Haliburton’s Clifton

When Thomas Chandler Haliburton decided to build his estate in Windsor, Nova Scotia, in the 1830s, the township had a reputation for beauty, social prestige, and, of course, King’s College – where Nova Scotia’s elite sent their sons to be educated. Windsor was also home to Haliburton – where he had been born and educated. And so, it made sense for the up-and-coming author, lawyer, judge, politician, and businessman, with his family of eight children, to build his estate in Windsor on land he already owned overlooking the town.  

Clifton, named for the English birthplace of his wife Louisa Neville, was designed and built to enhance Haliburton’s status as a ‘gentleman’ in Nova Scotian society. The house was often the center of upper-class social events in Windsor, hosting dinners and parties with dancing, music, and cards for the “proper sort” of guests from Windsor and travelling from Halifax.

Watercolour believed to be painted by one of Haliburton’s daughters between 1846 and 1840. NSM 89.95.5 & .6

An Early Sunset

The touches of Louisa Neville Haliburton were seen throughout Clifton – from the estate gardens to the elegant drawing room. In 1841, only five years after Clifton had been completed, Louisa died at the age of 48. With the help of his children, Haliburton continued to maintain the estate until 1856, when he moved permanently to England.

Reception Room at Clifton Museum Park

Reception Room at Clifton Museum Park


Changing Owners, Changing Estate

In 1856, Haliburton sold Clifton to James P. Pellow, a resident of Windsor who had made money in the California Gold Rush. Pellow was a successful merchant and owned several properties and gypsum mines in the area, including the Clifton Hotel. Pellow's largest gypsum mine was the Clifton Quarry, located on the estate. It was one of the largest gypsum suppliers in Nova Scotia, providing twenty to thirty thousand tons a year. Pellow, his wife Mary Smyth, and four children lived at Clifton until Pellow’s death in 1871, when the property was sold, and his remaining family moved away.

Senator Ezra Churchill of Hantsport bought the property in 1871 to better host large gatherings in his retirement. His Dominion Day celebrations were particularly grand, with musicians and singers brought in to entertain the crowds. When he passed three years later, his sons had little use for the property. They chose to rent it out to a long series of tenants for the next 47 years.

In 1904, the house was turned into the Sam Slick Hotel. This resulted in an extension with 10 bedrooms being added to the east side. The hotel was not financially successful and closed shortly after.

Clifton, circa 1923, with new porte-cochère. NSM 89.81.17.


The final private owner, Norman Corstophen, added a new raised roof, which evened out the previous collection of small room peaks and valleys that had a long history of leaks, as well as the porte-cochère (carriage porch) to the main entrance. The old roofs are still intact and visible from inside the attic.

Haliburton House Museum 2016 (Paul Illsley)

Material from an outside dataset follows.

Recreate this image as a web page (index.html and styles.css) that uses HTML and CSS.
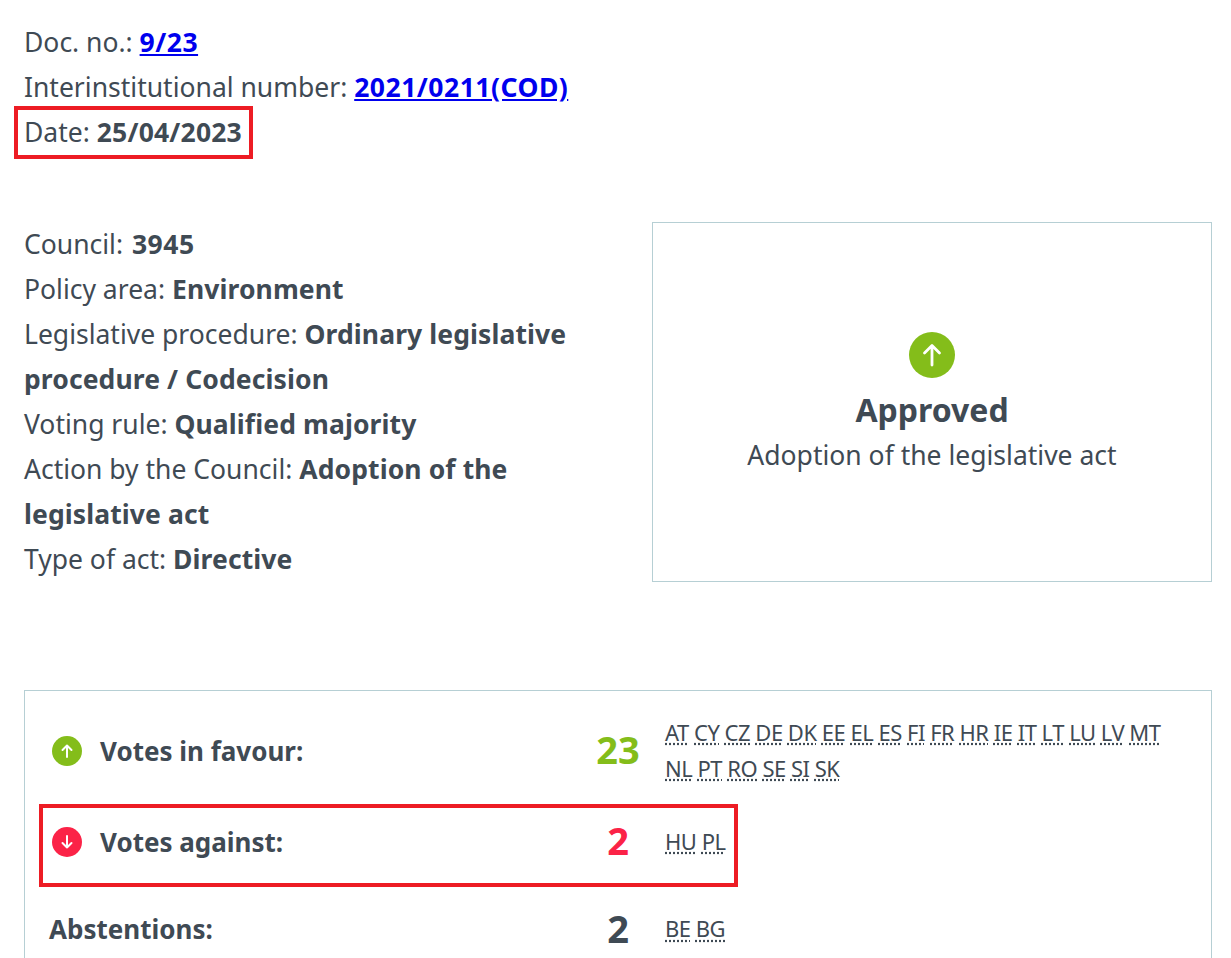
FILE: index.html
```html
<!DOCTYPE html>
<html lang="en">
<head>
<meta charset="utf-8">
<title>Vote result</title>
<link rel="stylesheet" href="styles.css">
</head>
<body>
<main class="page">
  <section class="doc-meta">
    <p>Doc. no.: <a href="#"><b>9/23</b></a></p>
    <p>Interinstitutional number: <a href="#"><b>2021/0211(COD)</b></a></p>
    <p>Date: <b class="date">25/04/2023</b></p>
  </section>
  <section class="summary">
    <div class="details">
      <p>Council: <b class="council">3945</b></p>
      <p>Policy area: <b>Environment</b></p>
      <p>Legislative procedure: <b>Ordinary legislative procedure / Codecision</b></p>
      <p>Voting rule: <b>Qualified majority</b></p>
      <p>Action by the Council: <b>Adoption of the legislative act</b></p>
      <p>Type of act: <b>Directive</b></p>
    </div>
    <div class="outcome">
      <svg class="outcome-icon" viewBox="0 0 46 46" aria-hidden="true"><circle cx="23" cy="23" r="23" fill="#84bd1a"/><path d="M23 33V14M15.500 21 23 13.500 30.500 21" fill="none" stroke="#fff" stroke-width="2.800" stroke-linecap="round" stroke-linejoin="round"/></svg>
      <div class="outcome-title">Approved</div>
      <div class="outcome-text">Adoption of the legislative act</div>
    </div>
  </section>
  <section class="votes">
    <div class="vote-row favour">
      <svg class="vote-icon" viewBox="0 0 30 30" aria-hidden="true"><circle cx="15" cy="15" r="15" fill="#84bd1a"/><path d="M15 21V9.500M10.500 14 15 9.500 19.500 14" fill="none" stroke="#fff" stroke-width="2" stroke-linecap="round" stroke-linejoin="round"/></svg>
      <div class="vote-label">Votes in favour:</div>
      <div class="vote-count green">23</div>
      <div class="codes"><abbr>AT</abbr> <abbr>CY</abbr> <abbr>CZ</abbr> <abbr>DE</abbr> <abbr>DK</abbr> <abbr>EE</abbr> <abbr>EL</abbr> <abbr>ES</abbr> <abbr>FI</abbr> <abbr>FR</abbr> <abbr>HR</abbr> <abbr>IE</abbr> <abbr>IT</abbr> <abbr>LT</abbr> <abbr>LU</abbr> <abbr>LV</abbr> <abbr>MT</abbr> <abbr>NL</abbr> <abbr>PT</abbr> <abbr>RO</abbr> <abbr>SE</abbr> <abbr>SI</abbr> <abbr>SK</abbr></div>
    </div>
    <div class="vote-row against">
      <svg class="vote-icon" viewBox="0 0 30 30" aria-hidden="true"><circle cx="15" cy="15" r="15" fill="#fb2347"/><path d="M15 9V20.500M10.500 16 15 20.500 19.500 16" fill="none" stroke="#fff" stroke-width="2" stroke-linecap="round" stroke-linejoin="round"/></svg>
      <div class="vote-label">Votes against:</div>
      <div class="vote-count red">2</div>
      <div class="codes"><abbr>HU</abbr> <abbr>PL</abbr></div>
    </div>
    <div class="vote-row abstain">
      <div class="vote-label wide">Abstentions:</div>
      <div class="vote-count">2</div>
      <div class="codes"><abbr>BE</abbr> <abbr>BG</abbr></div>
    </div>
  </section>
</main>
<div class="mark mark-date"></div>
<div class="mark mark-against"></div>
</body>
</html>
```

FILE: styles.css
```css
* { box-sizing: border-box; }
html, body { margin: 0; height: 100%; overflow: hidden; background: #fff; }
body {
  font-family: "Noto Sans", "Liberation Sans", sans-serif;
  font-size: 26.500px;
  line-height: 45px;
  color: #3f4a54;
  position: relative;
  font-variant-ligatures: none;
}
p { margin: 0; }
b { font-weight: 700; letter-spacing: 0.1px; }
a { color: #0000ee; }
a b { letter-spacing: 0.5px; }
b.date { letter-spacing: 0.2px; }
b.council { letter-spacing: 0.5px; margin-left: 2px; }
.page { padding: 20px 19px 0 24px; }
.doc-meta { height: 202px; }
.summary { display: flex; align-items: flex-start; justify-content: space-between; height: 468px; }
.details { width: 560px; }
.outcome {
  width: 560px; height: 360px;
  border: 1px solid #b6cfd4;
  display: flex; flex-direction: column; align-items: center; justify-content: center;
}
.outcome-icon { width: 46px; height: 46px; margin-bottom: 9px; margin-top: 6px; }
.outcome-title { font-size: 32px; font-weight: 700; line-height: 45px; }
.outcome-text { line-height: 45px; margin-top: 1px; }
.votes {
  border: 1px solid #b6cfd4;
  height: 400px;
  padding: 24px 0 0 24px;
}
.vote-row { display: grid; grid-template-columns: 30px 21px 488px 60px 1fr; align-items: center; }
.favour { height: 72px; margin-bottom: 19px; }
.against { height: 72px; margin-bottom: 29px; }
.abstain { height: 36px; }
.vote-icon { width: 30px; height: 30px; margin-left: 3px; grid-column: 1; }
.vote-label { font-weight: 700; grid-column: 3; font-size: 26px; }
.vote-label.wide { grid-column: 1 / 4; }
.vote-count { font-size: 38px; font-weight: 700; text-align: center; grid-column: 4; line-height: 45px; margin-top: -3px; }
.green { color: #84bd1a; }
.red { color: #fb2347; }
.codes { grid-column: 5; font-size: 22px; letter-spacing: -0.5px; line-height: 36px; margin-left: 17px; margin-top: -3px; width: 510px; }
abbr { text-decoration: underline dotted; text-underline-offset: 3px; }
.mark { position: absolute; border: 4px solid #ed1c24; }
.mark-date { left: 14px; top: 106px; width: 239px; height: 53px; }
.mark-against { left: 39px; top: 804px; width: 699px; height: 83px; }
```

Clifton would pass through sixteen owners and tenants and many cycles of neglect and repair before the province opened it as a museum in 1939. Each owner changed Clifton in their own way to suit their own purposes for the property. The architectural changes seen in the house provide glimpses into the evolution of Nova Scotian life and society.

Today, visitors to Clifton Museum Park still find echoes of how the estate would have functioned during Thomas Chandler Haliburton's aristocratic days. However, the spirit of Clifton as a gathering point most closely reflects its history. In addition to the historic house museum and large public park, it hosts the Birthplace of Hockey Museum and the Clifton Disc Golf Course.